## INSTRUCTIONS FOR THE TASK
Skip the pictures, please, and write out exactly the lines from the opening of the data through the line containing "import React from".

## SUPPLIED DATA
===============

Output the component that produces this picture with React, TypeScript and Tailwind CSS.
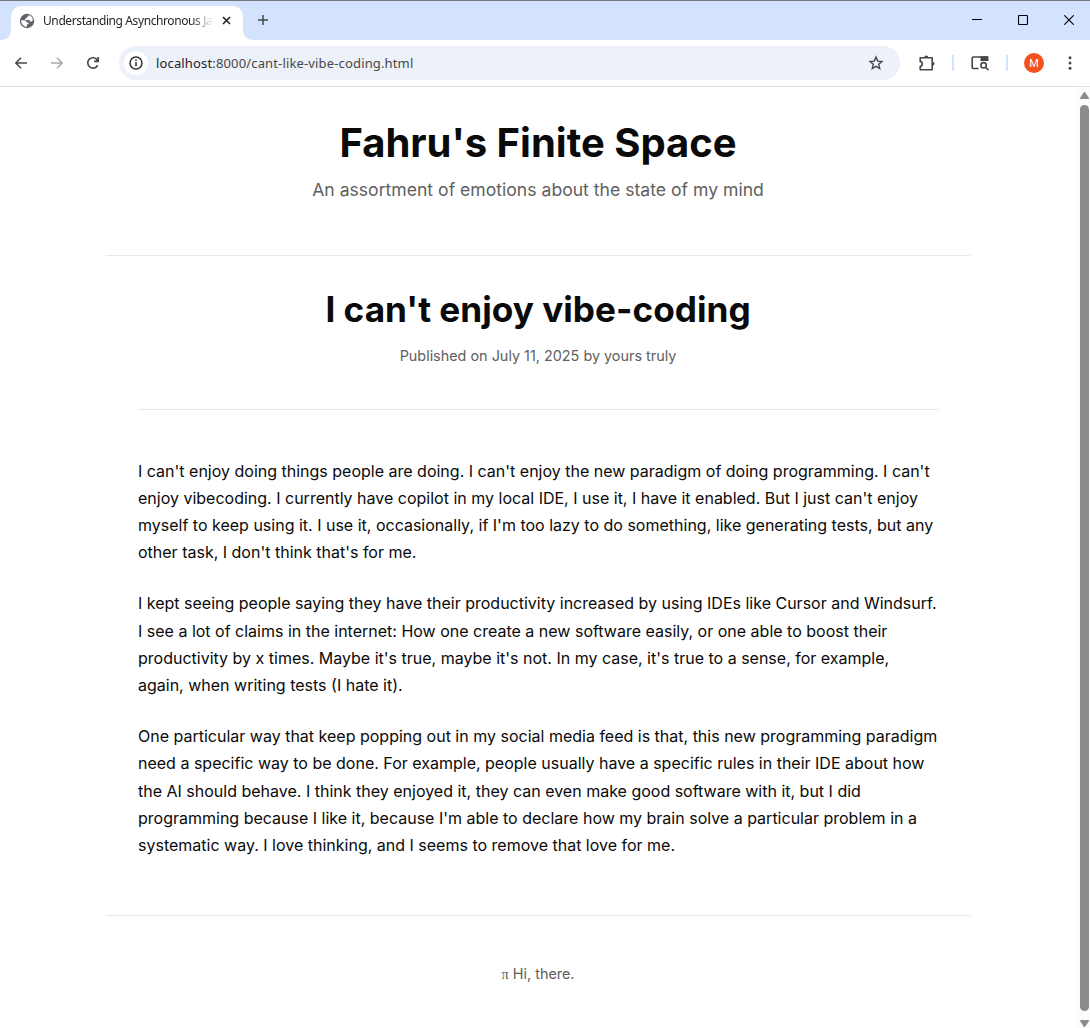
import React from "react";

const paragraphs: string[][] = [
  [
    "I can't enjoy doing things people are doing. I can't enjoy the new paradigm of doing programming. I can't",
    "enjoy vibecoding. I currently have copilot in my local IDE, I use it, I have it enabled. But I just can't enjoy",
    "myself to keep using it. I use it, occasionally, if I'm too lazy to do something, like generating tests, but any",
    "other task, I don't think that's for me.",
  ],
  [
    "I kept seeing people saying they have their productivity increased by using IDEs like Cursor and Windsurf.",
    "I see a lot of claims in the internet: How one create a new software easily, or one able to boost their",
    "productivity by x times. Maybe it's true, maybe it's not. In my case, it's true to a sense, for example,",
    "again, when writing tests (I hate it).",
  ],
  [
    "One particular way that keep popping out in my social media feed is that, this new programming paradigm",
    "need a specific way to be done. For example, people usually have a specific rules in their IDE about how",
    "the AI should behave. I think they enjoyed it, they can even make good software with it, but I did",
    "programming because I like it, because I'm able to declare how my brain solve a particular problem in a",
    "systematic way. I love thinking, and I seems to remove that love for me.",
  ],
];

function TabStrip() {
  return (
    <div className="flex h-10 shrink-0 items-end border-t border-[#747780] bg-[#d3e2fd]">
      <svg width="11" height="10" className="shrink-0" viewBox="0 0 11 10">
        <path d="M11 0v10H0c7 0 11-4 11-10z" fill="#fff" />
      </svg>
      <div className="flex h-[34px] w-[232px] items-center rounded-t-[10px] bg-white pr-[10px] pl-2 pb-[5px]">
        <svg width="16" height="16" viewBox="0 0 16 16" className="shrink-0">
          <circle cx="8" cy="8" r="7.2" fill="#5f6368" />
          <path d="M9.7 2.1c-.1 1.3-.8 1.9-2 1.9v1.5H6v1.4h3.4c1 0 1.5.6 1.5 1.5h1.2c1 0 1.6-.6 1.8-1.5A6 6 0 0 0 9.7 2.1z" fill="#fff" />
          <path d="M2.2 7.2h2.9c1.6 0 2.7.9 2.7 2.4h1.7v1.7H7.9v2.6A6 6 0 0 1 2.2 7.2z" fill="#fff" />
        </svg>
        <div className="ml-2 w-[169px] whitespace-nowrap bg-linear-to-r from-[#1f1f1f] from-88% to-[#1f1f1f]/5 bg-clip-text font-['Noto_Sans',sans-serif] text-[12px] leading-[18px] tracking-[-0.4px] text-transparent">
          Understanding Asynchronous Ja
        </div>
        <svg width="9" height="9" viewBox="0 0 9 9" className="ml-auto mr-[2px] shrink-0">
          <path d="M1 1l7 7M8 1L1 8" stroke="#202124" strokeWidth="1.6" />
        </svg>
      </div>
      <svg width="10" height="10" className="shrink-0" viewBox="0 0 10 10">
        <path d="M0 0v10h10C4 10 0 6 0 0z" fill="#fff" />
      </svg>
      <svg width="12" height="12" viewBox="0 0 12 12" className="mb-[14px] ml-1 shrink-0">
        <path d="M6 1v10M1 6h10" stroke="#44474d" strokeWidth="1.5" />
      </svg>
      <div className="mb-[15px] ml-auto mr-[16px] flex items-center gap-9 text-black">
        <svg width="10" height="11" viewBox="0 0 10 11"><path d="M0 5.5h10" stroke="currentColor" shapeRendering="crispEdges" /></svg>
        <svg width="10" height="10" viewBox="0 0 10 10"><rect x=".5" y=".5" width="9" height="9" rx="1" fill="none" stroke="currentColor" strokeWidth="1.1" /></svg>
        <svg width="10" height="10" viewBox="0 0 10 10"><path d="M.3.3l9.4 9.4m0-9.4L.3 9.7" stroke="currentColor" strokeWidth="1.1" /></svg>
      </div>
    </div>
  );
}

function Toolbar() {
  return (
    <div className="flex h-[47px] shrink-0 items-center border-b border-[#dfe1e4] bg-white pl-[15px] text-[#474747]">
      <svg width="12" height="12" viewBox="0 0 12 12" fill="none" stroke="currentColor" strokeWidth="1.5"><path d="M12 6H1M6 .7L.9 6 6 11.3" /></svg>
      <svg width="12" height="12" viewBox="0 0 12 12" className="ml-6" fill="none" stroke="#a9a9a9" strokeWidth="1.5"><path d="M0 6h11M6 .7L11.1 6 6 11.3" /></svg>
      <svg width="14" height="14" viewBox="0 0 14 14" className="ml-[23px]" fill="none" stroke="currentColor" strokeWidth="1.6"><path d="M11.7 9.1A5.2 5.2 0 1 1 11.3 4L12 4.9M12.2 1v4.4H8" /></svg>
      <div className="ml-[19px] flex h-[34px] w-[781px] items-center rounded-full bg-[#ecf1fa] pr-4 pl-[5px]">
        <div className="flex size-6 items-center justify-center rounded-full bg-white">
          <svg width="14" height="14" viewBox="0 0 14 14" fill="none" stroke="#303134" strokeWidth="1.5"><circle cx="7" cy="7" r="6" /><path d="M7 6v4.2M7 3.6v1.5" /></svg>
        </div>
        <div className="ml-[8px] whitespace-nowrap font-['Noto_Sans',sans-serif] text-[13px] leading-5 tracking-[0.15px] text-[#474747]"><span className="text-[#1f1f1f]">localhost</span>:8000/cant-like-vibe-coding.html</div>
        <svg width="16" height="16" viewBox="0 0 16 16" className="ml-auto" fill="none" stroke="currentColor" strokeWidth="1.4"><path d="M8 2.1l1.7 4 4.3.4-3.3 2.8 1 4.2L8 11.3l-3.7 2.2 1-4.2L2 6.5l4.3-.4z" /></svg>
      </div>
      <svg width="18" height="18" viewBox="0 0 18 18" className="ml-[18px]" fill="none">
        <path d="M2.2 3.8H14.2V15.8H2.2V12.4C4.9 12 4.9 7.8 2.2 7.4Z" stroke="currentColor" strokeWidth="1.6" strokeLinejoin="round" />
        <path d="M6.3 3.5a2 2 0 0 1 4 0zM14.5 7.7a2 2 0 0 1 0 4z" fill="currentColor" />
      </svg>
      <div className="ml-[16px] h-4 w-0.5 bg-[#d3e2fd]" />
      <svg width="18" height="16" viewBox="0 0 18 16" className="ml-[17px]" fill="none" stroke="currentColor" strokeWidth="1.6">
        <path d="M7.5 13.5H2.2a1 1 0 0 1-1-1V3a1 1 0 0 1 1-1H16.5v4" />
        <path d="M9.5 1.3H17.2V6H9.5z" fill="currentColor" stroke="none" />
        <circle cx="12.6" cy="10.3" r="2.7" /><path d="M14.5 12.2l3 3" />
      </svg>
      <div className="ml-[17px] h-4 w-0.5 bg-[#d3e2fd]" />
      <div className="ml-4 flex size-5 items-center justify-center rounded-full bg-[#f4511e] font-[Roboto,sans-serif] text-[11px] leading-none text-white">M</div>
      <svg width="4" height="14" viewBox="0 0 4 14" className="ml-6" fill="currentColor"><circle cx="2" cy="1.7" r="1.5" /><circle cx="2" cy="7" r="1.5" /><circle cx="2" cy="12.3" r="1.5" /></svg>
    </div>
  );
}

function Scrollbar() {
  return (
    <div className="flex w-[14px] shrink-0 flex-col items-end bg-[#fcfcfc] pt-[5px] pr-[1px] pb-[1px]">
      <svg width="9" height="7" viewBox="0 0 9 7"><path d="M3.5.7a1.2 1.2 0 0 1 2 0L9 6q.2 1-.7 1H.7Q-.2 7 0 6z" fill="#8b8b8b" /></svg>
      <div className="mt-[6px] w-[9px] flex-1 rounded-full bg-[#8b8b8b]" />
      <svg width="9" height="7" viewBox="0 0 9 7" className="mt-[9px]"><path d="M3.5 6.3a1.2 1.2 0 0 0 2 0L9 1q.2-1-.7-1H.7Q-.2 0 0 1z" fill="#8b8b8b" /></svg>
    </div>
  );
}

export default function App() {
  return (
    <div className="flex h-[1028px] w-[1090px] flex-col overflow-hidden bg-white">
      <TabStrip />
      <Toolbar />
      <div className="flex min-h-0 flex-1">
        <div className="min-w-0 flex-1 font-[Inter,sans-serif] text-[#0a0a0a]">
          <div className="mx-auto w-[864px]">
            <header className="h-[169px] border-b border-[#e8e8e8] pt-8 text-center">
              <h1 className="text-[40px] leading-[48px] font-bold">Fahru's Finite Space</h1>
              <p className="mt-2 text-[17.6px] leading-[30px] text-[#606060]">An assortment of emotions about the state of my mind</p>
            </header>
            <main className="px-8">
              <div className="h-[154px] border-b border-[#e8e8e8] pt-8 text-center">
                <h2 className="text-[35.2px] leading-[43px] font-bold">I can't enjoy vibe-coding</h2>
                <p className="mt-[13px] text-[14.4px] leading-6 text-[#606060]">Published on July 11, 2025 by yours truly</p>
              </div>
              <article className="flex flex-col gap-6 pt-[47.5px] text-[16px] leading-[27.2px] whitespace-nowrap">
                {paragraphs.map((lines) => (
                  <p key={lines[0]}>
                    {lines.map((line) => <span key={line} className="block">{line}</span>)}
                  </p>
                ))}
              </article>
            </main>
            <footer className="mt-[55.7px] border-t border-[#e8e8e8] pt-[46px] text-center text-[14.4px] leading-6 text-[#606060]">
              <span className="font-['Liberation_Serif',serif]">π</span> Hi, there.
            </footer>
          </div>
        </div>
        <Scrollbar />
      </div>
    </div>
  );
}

===============

## WRITTEN SOLUTION
Output the component that produces this picture with React, TypeScript and Tailwind CSS.
import React from "react";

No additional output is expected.